First true local encounter
These so-called immortals are expecting me for dinner at 8 p.m. But my car breaks down while exploring the island before the meeting. I call for help and quickly realize that every time something goes wrong on the island, the Russians come to the rescue. After a while, a man driving a small tractor appears. His name is Aleksander. Back in Russia, he was a physicist. Here, he paints church frescoes, builds walls, and creates weird-looking sculptures of giant feet and hands all over the island.
“We’re going to build some more road,” Aleksander says as he takes a jack out of his car. Eventually, the car sets off again. Besides discussing philosophical concepts, the Russians also build houses, grow their own gardens, invent devices to transform atmospheric humidity into drinking water or to create an entire column of light with one single light bulb. They also try to mend what’s wrong with the local culture.

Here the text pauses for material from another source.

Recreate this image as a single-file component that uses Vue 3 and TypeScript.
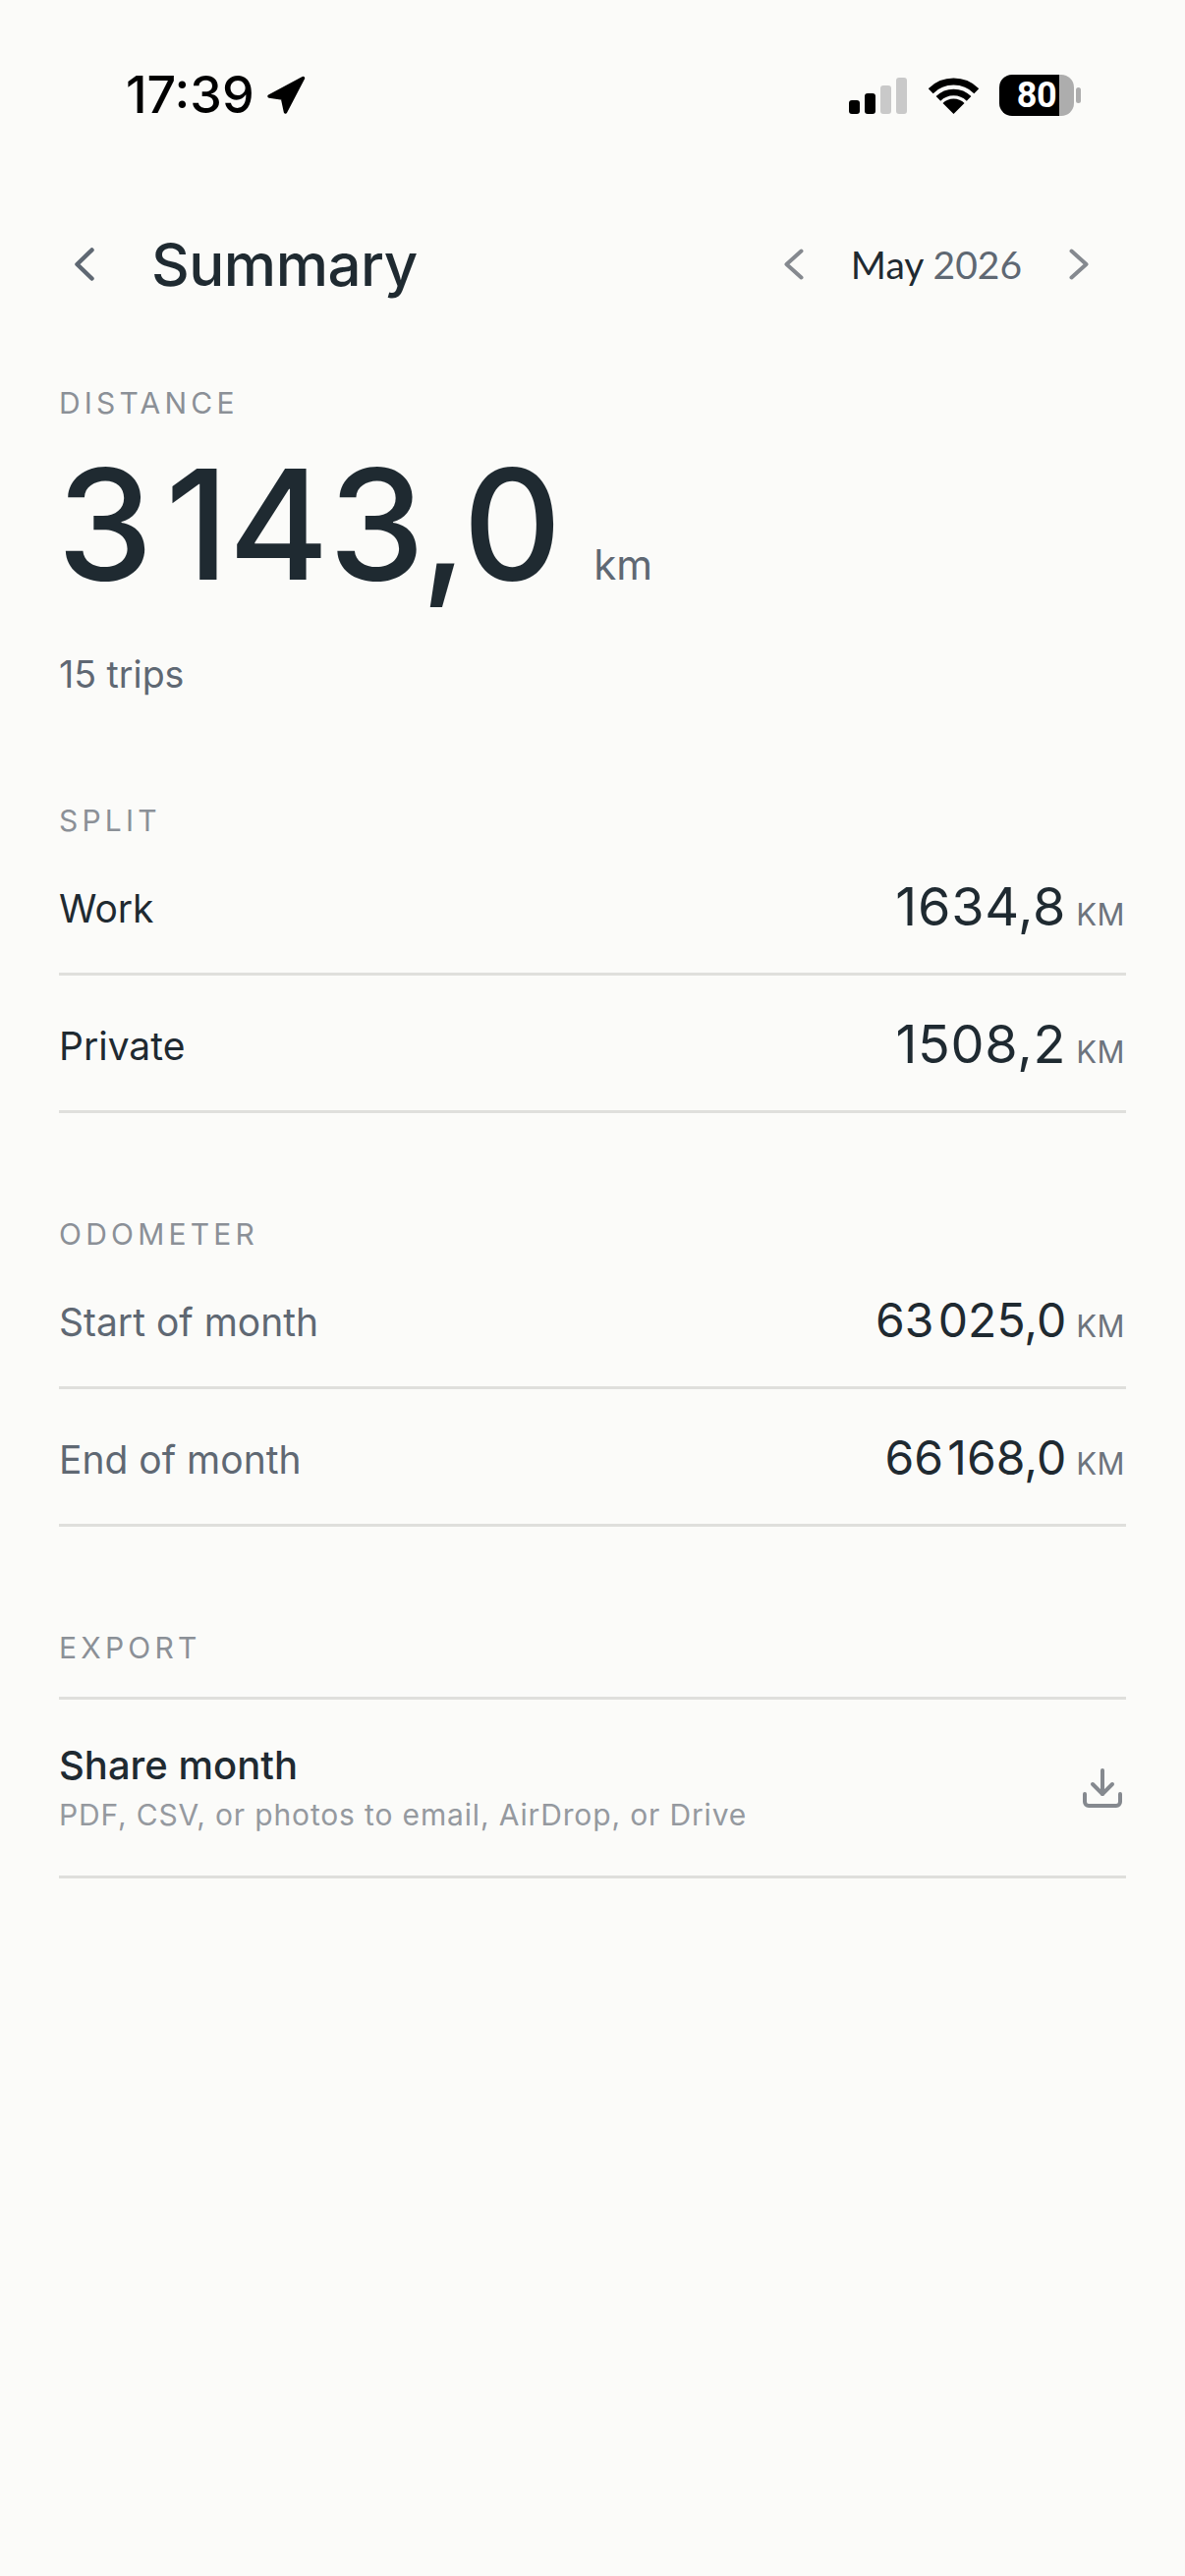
<script setup lang="ts">
interface Row {
  label: string
  value: string
}

const splitRows: Row[] = [
  { label: 'Work', value: '1634,8' },
  { label: 'Private', value: '1508,2' }
]

const odometerRows: Row[] = [
  { label: 'Start of month', value: '63\u200a025,0' },
  { label: 'End of month', value: '66\u200a168,0' }
]
</script>

<template>
  <div class="page">
    <div class="status-bar">
      <div class="status-left">
        <span class="clock">17:39</span>
        <svg class="nav-arrow" width="41" height="40" viewBox="0 0 40 40">
          <path d="M2.5 21 L37 2.5 L19 37 L16 23 Z" fill="#000" stroke="#000" stroke-width="3.5" stroke-linejoin="round" />
        </svg>
      </div>
      <div class="status-right">
        <div class="signal">
          <span class="bar on b1"></span>
          <span class="bar on b2"></span>
          <span class="bar b3"></span>
          <span class="bar b4"></span>
        </div>
        <svg class="wifi" width="51" height="37" viewBox="0 0 51 37" fill="none">
          <path d="M25.5 37 L14.5 26 A15.5 15.5 0 0 1 36.5 26 Z" fill="#000" />
          <path d="M9.9 21.4 A22 22 0 0 1 41.1 21.4" stroke="#000" stroke-width="6.5" />
          <path d="M2.2 13.7 A33 33 0 0 1 48.8 13.7" stroke="#000" stroke-width="7" />
        </svg>
        <div class="battery">
          <div class="battery-body">80</div>
          <span class="battery-nub"></span>
        </div>
      </div>
    </div>

    <header class="header">
      <div class="header-left">
        <svg class="back" width="20" height="34" viewBox="0 0 20 34" fill="none">
          <path d="M17.5 2.5 L2.5 17 L17.5 31.5" stroke="#5f6873" stroke-width="4.5" stroke-linecap="round" stroke-linejoin="round" />
        </svg>
        <h1 class="title">Summary</h1>
      </div>
      <div class="month-nav">
        <svg width="20" height="32" viewBox="0 0 20 32" fill="none">
          <path d="M17.5 2.5 L2.5 16 L17.5 29.5" stroke="#85898f" stroke-width="4" stroke-linecap="round" stroke-linejoin="round" />
        </svg>
        <div class="month"><span class="month-name">May</span> <span class="month-year">2026</span></div>
        <svg width="20" height="32" viewBox="0 0 20 32" fill="none">
          <path d="M2.5 2.5 L17.5 16 L2.5 29.5" stroke="#85898f" stroke-width="4" stroke-linecap="round" stroke-linejoin="round" />
        </svg>
      </div>
    </header>

    <section class="distance">
      <div class="section-label">DISTANCE</div>
      <div class="hero">
        <span class="hero-value">3&#8202;143,0</span>
        <span class="hero-unit">km</span>
      </div>
      <div class="trips">15 trips</div>
    </section>

    <section class="section">
      <div class="section-label">SPLIT</div>
      <div v-for="row in splitRows" :key="row.label" class="row">
        <span class="row-label">{{ row.label }}</span>
        <span class="row-value-wrap">
          <span class="row-value">{{ row.value }}</span>
          <span class="row-unit">KM</span>
        </span>
      </div>
    </section>

    <section class="section">
      <div class="section-label">ODOMETER</div>
      <div v-for="row in odometerRows" :key="row.label" class="row muted">
        <span class="row-label">{{ row.label }}</span>
        <span class="row-value-wrap">
          <span class="row-value">{{ row.value }}</span>
          <span class="row-unit">KM</span>
        </span>
      </div>
    </section>

    <section class="section">
      <div class="section-label export-label">EXPORT</div>
      <div class="share">
        <div class="share-text">
          <div class="share-title">Share month</div>
          <div class="share-sub">PDF, CSV, or photos to email, AirDrop, or Drive</div>
        </div>
        <svg class="share-icon" width="48" height="48" viewBox="0 0 24 24" fill="none" stroke="#85898f" stroke-width="2" stroke-linecap="round" stroke-linejoin="round">
          <path d="M21 15v4a2 2 0 0 1-2 2H5a2 2 0 0 1-2-2v-4" />
          <path d="M7 10l5 5 5-5" />
          <path d="M12 15V3" />
        </svg>
      </div>
    </section>
  </div>
</template>

<style scoped>
.page {
  min-height: 2622px;
  box-sizing: border-box;
  background: #fbfbf9;
  color: #1f2a31;
  font-family: Inter, "Liberation Sans", sans-serif;
}

.status-bar {
  height: 204px;
  box-sizing: border-box;
  padding: 76px 106px 0 128px;
  display: flex;
  justify-content: space-between;
  align-items: flex-start;
}

.status-left {
  display: flex;
  align-items: center;
  gap: 12px;
  height: 42px;
}

.clock {
  font-size: 52px;
  font-weight: 500;
  line-height: 42px;
  color: #000;
}

.status-right {
  display: flex;
  align-items: center;
  height: 42px;
}

.signal {
  display: flex;
  align-items: flex-end;
  gap: 5px;
  height: 37px;
  margin-right: 22px;
}

.bar {
  width: 11px;
  border-radius: 3px;
  background: #c9c9c9;
}

.bar.on {
  background: #000;
}

.b1 { height: 14px; }
.b2 { height: 21px; }
.b3 { height: 29px; }
.b4 { height: 37px; }

.wifi {
  margin-right: 21px;
}

.battery {
  display: flex;
  align-items: center;
  gap: 2px;
}

.battery-body {
  width: 76px;
  height: 42px;
  border-radius: 13px;
  background: linear-gradient(90deg, #000 80%, #adadad 80%);
  color: #fff;
  font-family: Roboto, sans-serif;
  font-size: 36px;
  font-weight: 700;
  line-height: 42px;
  text-align: center;
  letter-spacing: -0.5px;
}

.battery-nub {
  width: 5px;
  height: 16px;
  border-radius: 3px;
  background: #adadad;
}

.header {
  height: 132px;
  box-sizing: border-box;
  padding: 0 98px 3px 76px;
  display: flex;
  justify-content: space-between;
  align-items: center;
}

.header-left {
  display: flex;
  align-items: center;
  gap: 58px;
}

.title {
  margin: 0;
  font-size: 60px;
  font-weight: 500;
  letter-spacing: -0.5px;
  line-height: 72px;
}

.month-nav {
  display: flex;
  align-items: center;
  gap: 48px;
}

.month {
  font-family: Lato, sans-serif;
  font-size: 39px;
  line-height: 52px;
}

.month-name {
  color: #1f2a31;
}

.month-year {
  color: #5f6873;
}

.distance {
  margin-top: 56px;
  padding: 0 60px;
}

.section-label {
  height: 36px;
  font-size: 30px;
  line-height: 36px;
  letter-spacing: 4.2px;
  color: #8b9097;
}

.hero {
  height: 212px;
  display: flex;
  align-items: baseline;
  gap: 33px;
}

.hero-value {
  font-size: 156px;
  font-weight: 500;
  line-height: 212px;
  letter-spacing: -0.5px;
  margin-left: -2px;
}

.hero-unit {
  font-size: 42px;
  font-weight: 400;
  color: #5f6873;
}

.trips {
  margin-top: 22px;
  height: 50px;
  font-size: 37.5px;
  line-height: 50px;
  color: #5f6873;
}

.section {
  margin-top: 105px;
  padding: 0 60px;
}

.row {
  height: 140px;
  box-sizing: border-box;
  padding-top: 5px;
  border-bottom: 3px solid #dfdfdc;
  display: flex;
  justify-content: space-between;
  align-items: center;
}

.row-label {
  font-size: 39px;
}

.muted .row-label {
  color: #5f6873;
}

.row-value-wrap {
  display: flex;
  align-items: baseline;
  gap: 10px;
  margin-top: -4px;
}

.row-value {
  font-size: 54px;
  font-weight: 400;
  letter-spacing: 0.7px;
}

.muted .row-value {
  font-size: 48px;
  letter-spacing: 0;
}

.row-unit {
  font-size: 31px;
  letter-spacing: 0.5px;
  color: #6d747d;
  margin-right: 1px;
}

.export-label {
  margin-bottom: 32px;
}

.share {
  height: 185px;
  box-sizing: border-box;
  border-top: 3px solid #dfdfdc;
  border-bottom: 3px solid #dfdfdc;
  display: flex;
  justify-content: space-between;
  align-items: center;
}

.share-title {
  font-size: 40px;
  font-weight: 500;
  line-height: 50px;
}

.share-sub {
  margin-top: 5px;
  font-size: 30px;
  line-height: 40px;
  letter-spacing: 0.85px;
  color: #95999f;
}
</style>

<style>
html,
body {
  margin: 0;
  background: #fbfbf9;
}
</style>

“Some families have drifted apart and don’t talk to each other because of some old arguments no one remembers anything about now,” says Rachel. “This is one of the reasons I started an online newspaper, the Gavdos Newspaper, which tells everyone’s stories. “People haven’t patched things up yet, but at least they are reading about each other’s lives.”
History lesson
The island is about 30 square kilometers and has a registered population of 152, mostly middle-aged people, about 50 of whom live here year-round. When driving, only goats tend to pass your way, eating everything except pine trees and thyme, the plant that gives the island its peculiar scent. In the mid-20th century, Gavdos was partly abandoned. Its inhabitants accepted to exchange their land for a place in the new housing projects on Crete. Before that, when the country was ruled by dictator General Metaxas, it was home to exiled communists. And going back in time, Gavdos was a well-known hideout for pirates, and was also a Venetian, Byzantine and Roman stronghold. In Greek mythology, Gavdos was even known as Ogygia, the island on which Calypso the nymph held Ulysses hostage by giving him momentary immortality and then married him.
In those times and in traditional myths, immortality was seen as a spell, a supernatural gift. Today, it’s a perceived way of life. “Immortality as a way of life” was even the name of a September 2013 symposium organized by the Russians’ “Pythagorean Institute of Philosophical Studies for the Immortality of Man” (PIFEAA). Essentially, the group wants to reach physical immortality through the mind’s sheer will. They believe that immortality may be possible if we stop programming our minds about mortality and start rejecting all known truths and preconceived ideas about death.
But why here? “We were looking for a place,” the Russians say. At dinner that night, Aleksander, Rachel, Alexei, Alla, Marek sit around the table along with Soulis, a retired truck driver for whom the Russians have built a small castle-shaped house, and tell their story. While looking for the birth of the Greek civilization, the Russians traveled to Crete in the late 1990s. One day, they went to Paleochora, where they met a Gavdos Orthodox priest who took them the Gavdos village of Vatsiana, the southernmost European settlement. Today, only a couple of houses and hens are left, as well as the huge silhouette of an unfinished building, the work of four German psychiatrists who had planned to settle there. The island has always inspired the weirdest projects.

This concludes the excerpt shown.